- Directed by: Joe Swanberg
- Written by: Caitlin Stainken; Joe Swanberg;
- Produced by: Joe Swanberg
- Starring: Caitlin Stainken; Joe Swanberg;
- Cinematography: Adam Wingard; Joe Swanberg;
- Edited by: Joe Swanberg
- Music by: Keith Ruggiero
- Production company: Swanberry Productions
- Release date: July 18, 2011 (NHFF);
- Running time: 69 minutes
- Country: United States
- Language: English

= Caitlin Plays Herself =

Caitlin Plays Herself is a 2011 American drama film directed and produced by Joe Swanberg, written by Caitlin Stainken and Swanberg, and starring Stainken and Swanberg.
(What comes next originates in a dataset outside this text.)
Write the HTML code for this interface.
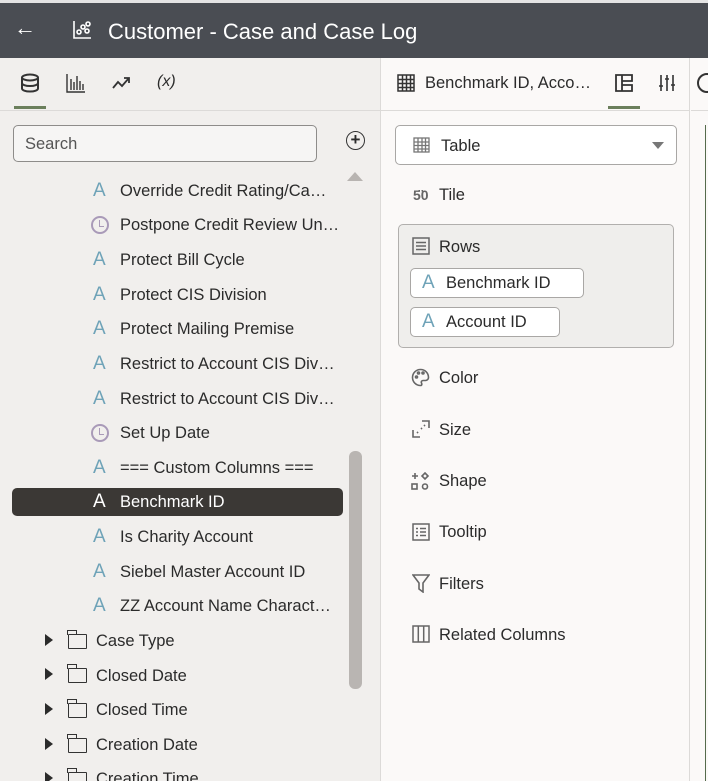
<!DOCTYPE html>
<html><head><meta charset="utf-8"><style>
*{box-sizing:border-box;margin:0;padding:0}
html,body{width:708px;height:781px;overflow:hidden}
body{font-family:"Liberation Sans",sans-serif;color:#2b2b2b;background:#fbf9f8;position:relative}
.abs{position:absolute}
#hdr{left:0;top:0;width:708px;height:58px;background:#4a4d53;border-top:3px solid #e4e4e4}
#hdr .t{left:108px;top:16px;font-size:22px;color:#fff}
#left{left:0;top:58px;width:381px;height:723px;background:#f1efed;border-right:1px solid #dcdad8}
#mid{left:381px;top:58px;width:309px;height:723px;background:#fbf9f8;border-right:1px solid #dcdad8}
.tabrow{height:53px;border-bottom:1px solid #dcdad8}
.ul{height:3px;background:#6b7f5c}
.row{position:absolute;font-size:16.5px;white-space:nowrap;color:#2b2b2b}
.A{position:absolute;color:#6fa3b8;font-size:19px}
.clk{position:absolute;width:18px;height:18px;border:2px solid #a99ab8;border-radius:50%}
.clk:after{content:"";position:absolute;left:6px;top:2px;width:4px;height:6px;border-left:1.6px solid #a99ab8;border-bottom:1.6px solid #a99ab8}
.tri{position:absolute;width:0;height:0;border-left:8px solid #2b2b2b;border-top:6px solid transparent;border-bottom:6px solid transparent}
.fold{position:absolute;width:19px;height:15px;border:1.6px solid #333;border-radius:1px}
.fold:before{content:"";position:absolute;left:-2px;top:-5px;width:8px;height:4px;border:1.6px solid #333;border-bottom:none}
.mi{position:absolute;left:439px;font-size:16.5px;color:#2b2b2b}
.chip{position:absolute;background:#fff;border:1px solid #a9a7a5;border-radius:5px;height:30px;font-size:16.5px;padding:5px 0 0 35px}
.chip .A{left:11px;top:3px}
</style></head><body>
<div id="hdr" class="abs">
<div class="abs" style="left:14px;top:12px;color:#fff;font-size:22px">←</div>
<svg class="abs" style="left:72px;top:17px" width="20" height="20" viewBox="0 0 20 20" fill="none" stroke="#fff" stroke-width="1.6"><path d="M2 1v17h17"/><circle cx="7" cy="12" r="2"/><circle cx="11" cy="7" r="2"/><circle cx="16" cy="4" r="2"/><circle cx="15" cy="11" r="2"/></svg>
<div class="abs t">Customer - Case and Case Log</div>
</div>
<div id="left" class="abs">
<div class="tabrow" style="position:relative">
<svg class="abs" style="left:20px;top:15px" width="20" height="20" viewBox="0 0 20 20" fill="none" stroke="#333" stroke-width="2"><ellipse cx="10" cy="4.5" rx="8" ry="3"/><path d="M2 4.5v11c0 1.7 3.6 3 8 3s8-1.3 8-3v-11M2 10c0 1.7 3.6 3 8 3s8-1.3 8-3"/></svg>
<div class="abs ul" style="left:14px;top:48px;width:32px"></div>
<svg class="abs" style="left:66px;top:15px" width="20" height="20" viewBox="0 0 20 20" fill="none" stroke="#333" stroke-width="1.4"><path d="M1 1v18h18M5 17V6M8 17V9M11 17V3M14 17V8M17 17V11"/></svg>
<svg class="abs" style="left:112px;top:18px" width="20" height="14" viewBox="0 0 20 14" fill="none" stroke="#333" stroke-width="1.8"><path d="M1 12l5-6 4 4 7-8M12 2h5v5"/></svg>
<div class="abs" style="left:157px;top:15px;font-style:italic;font-size:16px">(x)</div>
</div>
<div class="abs" style="left:13px;top:67px;width:304px;height:37px;border:1px solid #8e8c8a;border-radius:5px;background:#f6f5f4;font-size:16.5px;color:#555;padding:9px 11px">Search</div>
<div class="abs" style="left:346px;top:73px;width:19px;height:19px;border:1.8px solid #333;border-radius:50%;text-align:center;font-size:17px;line-height:15px;font-weight:bold">+</div>
<div class="abs" style="left:347px;top:114px;width:0;height:0;border-left:8px solid transparent;border-right:8px solid transparent;border-bottom:9px solid #b8b4b1"></div>
<div class="abs" style="left:349px;top:393px;width:13px;height:238px;background:#b9b5b2;border-radius:6px"></div>
<div class="abs" style="left:12px;top:430px;width:331px;height:28px;background:#3b3835;border-radius:5px"></div>
</div>
<div id="rows">
<span class="A" style="left:93px;top:180px">A</span><div class="row" style="left:120px;top:182px">Override Credit Rating/Ca…</div>
<span class="clk" style="left:91px;top:216px"></span><div class="row" style="left:120px;top:216px">Postpone Credit Review Un…</div>
<span class="A" style="left:93px;top:249px">A</span><div class="row" style="left:120px;top:251px">Protect Bill Cycle</div>
<span class="A" style="left:93px;top:284px">A</span><div class="row" style="left:120px;top:286px">Protect CIS Division</div>
<span class="A" style="left:93px;top:318px">A</span><div class="row" style="left:120px;top:320px">Protect Mailing Premise</div>
<span class="A" style="left:93px;top:353px">A</span><div class="row" style="left:120px;top:355px">Restrict to Account CIS Div…</div>
<span class="A" style="left:93px;top:388px">A</span><div class="row" style="left:120px;top:390px">Restrict to Account CIS Div…</div>
<span class="clk" style="left:91px;top:424px"></span><div class="row" style="left:120px;top:424px">Set Up Date</div>
<span class="A" style="left:93px;top:457px">A</span><div class="row" style="left:120px;top:459px">=== Custom Columns ===</div>
<span class="A" style="left:93px;top:491px;color:#fff">A</span><div class="row" style="left:120px;top:493px;color:#fff">Benchmark ID</div>
<span class="A" style="left:93px;top:526px">A</span><div class="row" style="left:120px;top:528px">Is Charity Account</div>
<span class="A" style="left:93px;top:561px">A</span><div class="row" style="left:120px;top:563px">Siebel Master Account ID</div>
<span class="A" style="left:93px;top:595px">A</span><div class="row" style="left:120px;top:597px">ZZ Account Name Charact…</div>
<span class="tri" style="left:45px;top:634px"></span><span class="fold" style="left:68px;top:634px"></span><div class="row" style="left:96px;top:632px">Case Type</div>
<span class="tri" style="left:45px;top:668px"></span><span class="fold" style="left:68px;top:668px"></span><div class="row" style="left:96px;top:667px">Closed Date</div>
<span class="tri" style="left:45px;top:703px"></span><span class="fold" style="left:68px;top:703px"></span><div class="row" style="left:96px;top:701px">Closed Time</div>
<span class="tri" style="left:45px;top:738px"></span><span class="fold" style="left:68px;top:738px"></span><div class="row" style="left:96px;top:736px">Creation Date</div>
<span class="tri" style="left:45px;top:772px"></span><span class="fold" style="left:68px;top:772px"></span><div class="row" style="left:96px;top:770px">Creation Time</div>
</div>
<div id="mid" class="abs">
<div class="tabrow" style="position:relative">
<svg class="abs" style="left:16px;top:16px" width="18" height="18" viewBox="0 0 18 18" fill="none" stroke="#333" stroke-width="1.5"><rect x="1" y="1" width="16" height="16"/><path d="M1 5.5h16M1 9.5h16M1 13.5h16M5.5 1v16M9.5 1v16M13.5 1v16"/></svg>
<div class="abs" style="left:44px;top:16px;font-size:16.5px">Benchmark ID, Acco…</div>
<svg class="abs" style="left:234px;top:16px" width="18" height="18" viewBox="0 0 18 18" fill="none" stroke="#333" stroke-width="1.8"><path d="M1 1h6v16H1zM7 1h10v6H7zM7 11h10v6H7z"/></svg>
<div class="abs ul" style="left:227px;top:48px;width:32px"></div>
<svg class="abs" style="left:277px;top:16px" width="18" height="18" viewBox="0 0 18 18" fill="none" stroke="#333" stroke-width="1.6"><path d="M3 1v16M9 1v16M15 1v16M1 12h4M7 5h4M13 11h4"/></svg>
</div>
<div class="abs" style="left:14px;top:67px;width:282px;height:40px;border:1px solid #a9a7a5;border-radius:5px;background:#fff">
<svg class="abs" style="left:17px;top:11px" width="17" height="16" viewBox="0 0 17 16" fill="none" stroke="#777" stroke-width="1.3"><rect x="1" y="1" width="15" height="14"/><path d="M1 5h15M1 8.5h15M1 12h15M5 1v14M9 1v14M12.5 1v14"/></svg>
<div class="abs" style="left:45px;top:11px;font-size:16.5px">Table</div>
<div class="abs" style="left:256px;top:16px;width:0;height:0;border-left:6px solid transparent;border-right:6px solid transparent;border-top:7px solid #777"></div>
</div>
<div class="abs" style="left:17px;top:166px;width:276px;height:124px;background:#efeeec;border:1px solid #b1afad;border-radius:5px"></div>
</div>
<div class="abs" style="left:413px;top:187px;font-size:14px;font-weight:bold;color:#666">5̈0</div>
<div class="mi" style="top:186px">Tile</div>
<svg class="abs" style="left:412px;top:237px" width="18" height="18" viewBox="0 0 18 18" fill="none" stroke="#666" stroke-width="1.5"><rect x="1" y="1" width="16" height="16"/><path d="M4 5.5h10M4 9h10M4 12.5h10"/></svg>
<div class="mi" style="top:238px">Rows</div>
<div class="chip" style="left:410px;top:268px;width:174px"><span class="A">A</span>Benchmark ID</div>
<div class="chip" style="left:410px;top:307px;width:150px"><span class="A">A</span>Account ID</div>
<svg class="abs" style="left:411px;top:368px" width="19" height="19" viewBox="0 0 19 19" fill="none" stroke="#666" stroke-width="1.6"><path d="M9.5 1.5a8 8 0 1 0 0 16c1.5 0 1.5-1.5 1-2.5s0-2.5 1.5-2.5h2.5a3 3 0 0 0 3-3c0-4.5-3.5-8-8-8z"/><circle cx="5.5" cy="9" r="1"/><circle cx="7.5" cy="5" r="1"/><circle cx="12" cy="5" r="1"/></svg>
<div class="mi" style="top:369px">Color</div>
<svg class="abs" style="left:412px;top:420px" width="18" height="18" viewBox="0 0 18 18" fill="none" stroke="#666" stroke-width="1.6"><path d="M1 10v7h7M10 1h7v7" /><path d="M5 13l2-2M9 9l1-1M12 6l1-1" stroke-dasharray="1.5 2"/></svg>
<div class="mi" style="top:421px">Size</div>
<svg class="abs" style="left:411px;top:472px" width="19" height="19" viewBox="0 0 19 19" fill="none" stroke="#666" stroke-width="1.6"><path d="M4 1v6M1 4h6M14 1l3 3-3 3-3-3z"/><rect x="1" y="12" width="5" height="5"/><circle cx="14" cy="14.5" r="2.5"/></svg>
<div class="mi" style="top:472px">Shape</div>
<svg class="abs" style="left:412px;top:523px" width="18" height="18" viewBox="0 0 18 18" fill="none" stroke="#666" stroke-width="1.5"><rect x="1" y="1" width="16" height="16"/><path d="M4 5.5h2M8 5.5h6M4 9h2M8 9h6M4 12.5h2M8 12.5h6"/></svg>
<div class="mi" style="top:523px">Tooltip</div>
<svg class="abs" style="left:412px;top:574px" width="18" height="19" viewBox="0 0 18 19" fill="none" stroke="#666" stroke-width="1.6"><path d="M1 1h16l-6 8v9l-4-3V9z"/></svg>
<div class="mi" style="top:575px">Filters</div>
<svg class="abs" style="left:412px;top:625px" width="18" height="18" viewBox="0 0 18 18" fill="none" stroke="#666" stroke-width="1.5"><rect x="1" y="1" width="16" height="16"/><path d="M6.3 1v16M11.7 1v16"/></svg>
<div class="mi" style="top:626px">Related Columns</div>
<div class="abs" style="left:691px;top:58px;width:17px;height:53px;border-bottom:1px solid #dcdad8"></div>
<div class="abs" style="left:697px;top:73px;width:20px;height:20px;border:2px solid #333;border-radius:50%"></div>
<div class="abs" style="left:705px;top:125px;width:3px;height:656px;border-left:1px solid #556b4c"></div>
</body></html>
Swanberg and Stainken, a performance artist with the Neo-Futurists, play fictionalized versions of themselves.

== Plot ==
Caitlin, a socially-conscious performance artist, encounters difficulties when her boyfriend, Joe, objects to the nudity in her art.

== Cast ==
- Caitlin Stainken as Caitlin
- Joe Swanberg as Joe
- Frank V. Ross as Frank
- Spencer Parsons as Spencer
- Megan Mercier as Megan
- Kurt Chiang as Kurt
- Tim Reid as Tim
- Adam Wingard

== Release ==
Caitlin Plays Herself premiered at the New Horizons Film Festival in Wrocław, Poland, on July 18, 2011. Its North American premiere was in Brooklyn, New York, on December 2, 2011.

== Reception ==
Rotten Tomatoes has cataloged three negative reviews and one positive. Ronnie Scheib of Variety called it "an American Vivre sa vie without the passion, drama or gorgeous imagery". Paul Brunick of The New York Times wrote that Swanberg's biggest talent is his ability to get actresses to strip naked. Nick Pinkerton of The Village Voice wrote, "It is possible that one of Swanberg’s movies is not a complete waste of time, but Caitlin Plays Herself, written in collaboration with its starlet, Caitlin Stainkin, is not the one." Jaime N. Christley of Slant Magazine rated it 3/4 stars and compared it to Tsai Ming-liang's What Time Is It There?.